Goal
From the listing below, select every line where the word "components" appears.

Information provided

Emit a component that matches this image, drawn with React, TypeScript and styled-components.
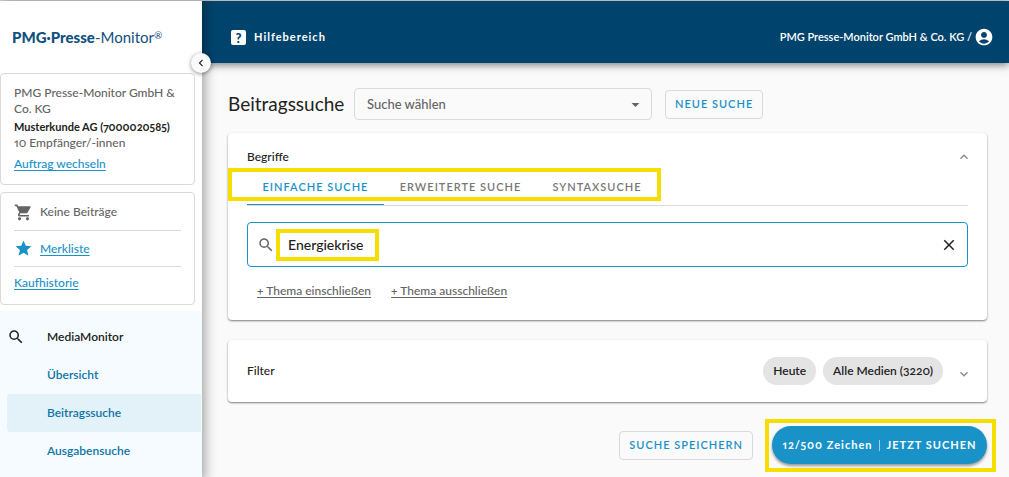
import React, { useState } from "react";
import styled, { createGlobalStyle } from "styled-components";
import {
  MdAccountCircle,
  MdArrowDropDown,
  MdChevronLeft,
  MdClose,
  MdExpandLess,
  MdExpandMore,
  MdSearch,
  MdShoppingCart,
  MdStar,
} from "react-icons/md";

const color = {
  navy: "#00446e",
  blue: "#1992c8",
  link: "#0f76a8",
  text: "#222",
  muted: "#646464",
  line: "#d9d9d9",
  mark: "#f6df00",
};

const GlobalStyle = createGlobalStyle`
  *, *::before, *::after { box-sizing: border-box; }
  body {
    margin: 0;
    background: #fafafa;
    color: ${color.text};
    font: 500 12px/16px Lato, "Open Sans", sans-serif;
    font-feature-settings: "onum", "pnum";
  }
  button, input, select { font: inherit; color: inherit; margin: 0; font-feature-settings: inherit; }
  button { cursor: pointer; }
  h1, h2, p, ul { margin: 0; padding: 0; }
`;

const Page = styled.div`
  display: grid;
  grid-template-columns: 202px minmax(0, 1fr);
  min-height: 100vh;
  border-top: 1px solid ${color.line};
`;

const Sidebar = styled.aside`
  position: relative;
  z-index: 2;
  display: flex;
  flex-direction: column;
  background: #fff;
  box-shadow: 2px 0 12px rgba(0, 0, 0, 0.4);
`;

const Logo = styled.a`
  display: flex;
  align-items: center;
  height: 72px;
  padding-left: 12px;
  color: #12507f;
  font-size: 15px;
  font-weight: 400;
  line-height: 20px;
  text-decoration: none;
  white-space: nowrap;

  b { font-weight: 900; }
  sup { font-size: 10px; line-height: 10px; vertical-align: 4px; }
`;

const CollapseButton = styled.button`
  position: absolute;
  top: 52px;
  right: -9px;
  display: grid;
  place-items: center;
  width: 20px;
  height: 20px;
  padding: 0;
  border: 0;
  border-radius: 50%;
  background: #fafafa;
  box-shadow: 0 1px 4px rgba(0, 0, 0, 0.45);
`;

const SideCard = styled.section`
  margin: 0 7px 7px 0;
  padding: 0 13px;
  border: 1px solid ${color.line};
  border-radius: 4px;
  color: ${color.muted};
`;

const Account = styled(SideCard)`
  display: flex;
  flex-direction: column;
  align-items: flex-start;
  height: 112px;
  padding-top: 11px;

  strong { margin-top: 2px; color: ${color.text}; font-size: 11px; font-weight: 700; white-space: nowrap; }
  a { margin-top: 5px; }
`;

const Link = styled.a`
  color: ${color.blue};
  text-decoration: underline;
  text-underline-offset: 2px;
`;

const ListRow = styled.div`
  display: flex;
  align-items: center;
  gap: 7px;
  height: 36px;

  & + & { border-top: 1px solid ${color.line}; }
  &:last-child { height: 33px; }
`;

const Lists = styled(SideCard)`
  height: 113px;
  margin-bottom: 6px;
  padding-top: 1px;
`;

const Nav = styled.nav`
  flex: 1;
  padding: 7px 0;
  background: #f5fbfe;
`;

const NavLink = styled.a<{ $active?: boolean; $root?: boolean }>`
  display: flex;
  align-items: center;
  height: 38px;
  margin: 0 1px 0 7px;
  border-radius: 4px 0 0 4px;
  background: ${(p) => (p.$active ? "#e3f1f8" : "transparent")};
  color: ${(p) => (p.$root ? color.text : color.link)};
  font-weight: 600;
  text-decoration: none;
`;

const NavIcon = styled.span`
  display: flex;
  width: 40px;
`;

const Main = styled.div`
  display: flex;
  flex-direction: column;
  min-width: 0;
`;

const Header = styled.header`
  display: flex;
  justify-content: space-between;
  align-items: center;
  height: 62px;
  padding: 10px 15px 0 29px;
  background: ${color.navy};
  box-shadow: 0 2px 8px rgba(0, 0, 0, 0.5);
  color: #fff;
`;

const HeaderLink = styled.a`
  display: flex;
  align-items: center;
  gap: 2px;
  color: inherit;
  font-size: 11px;
  font-weight: 600;
  text-decoration: none;
`;

const HelpLink = styled(HeaderLink)`
  gap: 8px;
  font-weight: 700;
  letter-spacing: 1px;
`;

const HelpMark = styled.span`
  display: grid;
  place-items: center;
  width: 15px;
  height: 15px;
  border-radius: 2px;
  background: #fff;
  color: ${color.navy};
  font-size: 13px;
  font-weight: 900;
  letter-spacing: 0;
`;

const Content = styled.main`
  display: flex;
  flex-direction: column;
  padding: 25px 22px 18px 26px;
`;

const TitleRow = styled.div`
  display: flex;
  align-items: center;
  height: 32px;
  gap: 13px;
  margin-bottom: 13px;
`;

const Title = styled.h1`
  width: 113px;
  font-size: 19px;
  font-weight: 400;
  line-height: 24px;
  white-space: nowrap;
`;

const SelectBox = styled.div`
  position: relative;
  width: 298px;

  svg { position: absolute; top: 7px; right: 7px; color: ${color.muted}; pointer-events: none; }
`;

const Select = styled.select`
  display: block;
  width: 100%;
  height: 32px;
  padding: 0 12px;
  appearance: none;
  border: 1px solid ${color.line};
  border-radius: 4px;
  background: transparent;
  color: ${color.muted};
  font-size: 13px;
`;

const OutlineButton = styled.button`
  height: 29px;
  padding: 0 9px;
  border: 1px solid ${color.line};
  border-radius: 4px;
  background: transparent;
  color: ${color.blue};
  font-size: 11px;
  font-weight: 600;
  letter-spacing: 1px;
  white-space: nowrap;
`;

const Card = styled.section`
  border-radius: 4px;
  background: #fff;
  box-shadow: 0 1px 2px rgba(0, 0, 0, 0.5);
`;

const TermsCard = styled(Card)`
  height: 187px;
  margin-bottom: 20px;
  padding: 12px 19px 0;
`;

const FilterCard = styled(Card)`
  display: flex;
  align-items: center;
  height: 62px;
  margin-bottom: 24px;
  padding: 0 15px 0 19px;
  gap: 7px;
`;

const CardHead = styled.div`
  display: flex;
  align-items: center;
  justify-content: space-between;
  height: 24px;
  margin-right: -4px;
`;

const CardTitle = styled.h2`
  flex: 1;
  font-size: 12px;
  font-weight: 500;
  line-height: 16px;
`;

const IconButton = styled.button`
  display: flex;
  padding: 0;
  border: 0;
  background: none;
`;

const FoldButton = styled(IconButton)`
  color: #8c8c8c;
`;

const Marked = styled.div`
  position: relative;
`;

const Marker = styled.span<{ $inset: string }>`
  position: absolute;
  inset: ${(p) => p.$inset};
  border: 4px solid ${color.mark};
  pointer-events: none;
`;

const Tabs = styled.div`
  display: flex;
  height: 37px;
  margin-bottom: 16px;
  border-bottom: 1px solid ${color.line};
`;

const TabGroup = styled(Marked)`
  display: flex;
`;

const Tab = styled.button<{ $active: boolean; $width: number }>`
  width: ${(p) => p.$width}px;
  height: 36px;
  padding: 0;
  border: 0;
  border-bottom: 1px solid ${(p) => (p.$active ? color.blue : "transparent")};
  background: none;
  color: ${(p) => (p.$active ? color.blue : "#777")};
  font-size: 11px;
  font-weight: 600;
  letter-spacing: 1px;
  white-space: nowrap;
`;

const SearchField = styled.div`
  display: flex;
  align-items: center;
  height: 45px;
  padding: 0 9px;
  gap: 13px;
  border: 1px solid ${color.blue};
  border-radius: 4px;

  > svg { color: ${color.muted}; }
  ${Marked} { flex: 1; }
`;

const WordMarker = styled(Marker)`
  width: 103px;
`;

const SearchInput = styled.input`
  display: block;
  width: 100%;
  height: 24px;
  padding: 0;
  border: 0;
  outline: 0;
  background: none;
  font-size: 14px;
  font-weight: 500;
`;

const TopicLinks = styled.div`
  display: flex;
  gap: 20px;
  padding: 16px 10px;
`;

const TopicLink = styled(Link)`
  color: ${color.muted};
`;

const Chip = styled.span`
  height: 28px;
  padding: 0 10px;
  border-radius: 14px;
  background: #e4e4e4;
  font-weight: 600;
  line-height: 28px;
  white-space: nowrap;
`;

const ChipFold = styled(FoldButton)`
  margin: 6px 0 0 6px;
`;

const Actions = styled.div`
  display: flex;
  justify-content: flex-end;
  align-items: center;
  gap: 19px;
`;

const SubmitButton = styled.button`
  display: flex;
  align-items: center;
  justify-content: center;
  width: 215px;
  height: 38px;
  padding: 0;
  border: 0;
  border-radius: 19px;
  background: ${color.blue};
  box-shadow: 0 2px 3px rgba(0, 0, 0, 0.4);
  color: #fff;
  font-size: 11px;
  font-weight: 700;
  letter-spacing: 1px;
  white-space: nowrap;
`;

const Divider = styled.span`
  width: 1px;
  height: 11px;
  margin: 0 7px 0 6px;
  background: #9fd2ea;
`;

const tabs = [
  { label: "EINFACHE SUCHE", width: 137 },
  { label: "ERWEITERTE SUCHE", width: 153 },
  { label: "SYNTAXSUCHE", width: 120 },
];

export default function App() {
  const [tab, setTab] = useState(0);
  const [term, setTerm] = useState("Energiekrise");

  return (
    <>
      <GlobalStyle />
      <Page>
        <Sidebar>
          <Logo href="#">
            <span>
              <b>PMG·Presse</b>-Monitor<sup>®</sup>
            </span>
          </Logo>
          <CollapseButton aria-label="Menü einklappen">
            <MdChevronLeft size={14} />
          </CollapseButton>
          <Account>
            <p>PMG Presse-Monitor GmbH &amp; Co. KG</p>
            <strong>Musterkunde AG (7000020585)</strong>
            <span>10 Empfänger/-innen</span>
            <Link href="#">Auftrag wechseln</Link>
          </Account>
          <Lists>
            <ListRow>
              <MdShoppingCart size={19} />
              <span>Keine Beiträge</span>
            </ListRow>
            <ListRow>
              <MdStar size={19} color={color.blue} />
              <Link href="#">Merkliste</Link>
            </ListRow>
            <ListRow>
              <Link href="#">Kaufhistorie</Link>
            </ListRow>
          </Lists>
          <Nav>
            <NavLink href="#" $root>
              <NavIcon>
                <MdSearch size={18} />
              </NavIcon>
              MediaMonitor
            </NavLink>
            {["Übersicht", "Beitragssuche", "Ausgabensuche"].map((label) => (
              <NavLink key={label} href="#" $active={label === "Beitragssuche"}>
                <NavIcon />
                {label}
              </NavLink>
            ))}
          </Nav>
        </Sidebar>

        <Main>
          <Header>
            <HelpLink href="#">
              <HelpMark>?</HelpMark>
              Hilfebereich
            </HelpLink>
            <HeaderLink href="#">
              PMG Presse-Monitor GmbH &amp; Co. KG /
              <MdAccountCircle size={20} />
            </HeaderLink>
          </Header>

          <Content>
            <TitleRow>
              <Title>Beitragssuche</Title>
              <SelectBox>
                <Select aria-label="Suche wählen">
                  <option>Suche wählen</option>
                </Select>
                <MdArrowDropDown size={19} />
              </SelectBox>
              <OutlineButton>NEUE SUCHE</OutlineButton>
            </TitleRow>

            <TermsCard>
              <CardHead>
                <CardTitle>Begriffe</CardTitle>
                <FoldButton aria-label="Begriffe einklappen">
                  <MdExpandLess size={16} />
                </FoldButton>
              </CardHead>
              <Tabs>
                <TabGroup role="tablist">
                  {tabs.map((t, i) => (
                    <Tab
                      key={t.label}
                      role="tab"
                      aria-selected={i === tab}
                      $active={i === tab}
                      $width={t.width}
                      onClick={() => setTab(i)}
                    >
                      {t.label}
                    </Tab>
                  ))}
                  <Marker $inset="-1px -4px 4px -19px" />
                </TabGroup>
              </Tabs>
              <SearchField>
                <MdSearch size={18} />
                <Marked>
                  <SearchInput
                    aria-label="Suchbegriff"
                    value={term}
                    onChange={(e) => setTerm(e.target.value)}
                  />
                  <WordMarker $inset="-4px auto -4px -12px" />
                </Marked>
                <IconButton aria-label="Eingabe löschen" onClick={() => setTerm("")}>
                  <MdClose size={18} />
                </IconButton>
              </SearchField>
              <TopicLinks>
                <TopicLink href="#">+ Thema einschließen</TopicLink>
                <TopicLink href="#">+ Thema ausschließen</TopicLink>
              </TopicLinks>
            </TermsCard>

            <FilterCard>
              <CardTitle>Filter</CardTitle>
              <Chip>Heute</Chip>
              <Chip>Alle Medien (3220)</Chip>
              <ChipFold aria-label="Filter ausklappen">
                <MdExpandMore size={16} />
              </ChipFold>
            </FilterCard>

            <Actions>
              <OutlineButton>SUCHE SPEICHERN</OutlineButton>
              <Marked>
                <SubmitButton>
                  12/500 Zeichen
                  <Divider />
                  JETZT SUCHEN
                </SubmitButton>
                <Marker $inset="-7px -9px -8px -7px" />
              </Marked>
            </Actions>
          </Content>
        </Main>
      </Page>
    </>
  );
}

Exercise result
Emit a component that matches this image, drawn with React, TypeScript and styled-components.
import styled, { createGlobalStyle } from "styled-components";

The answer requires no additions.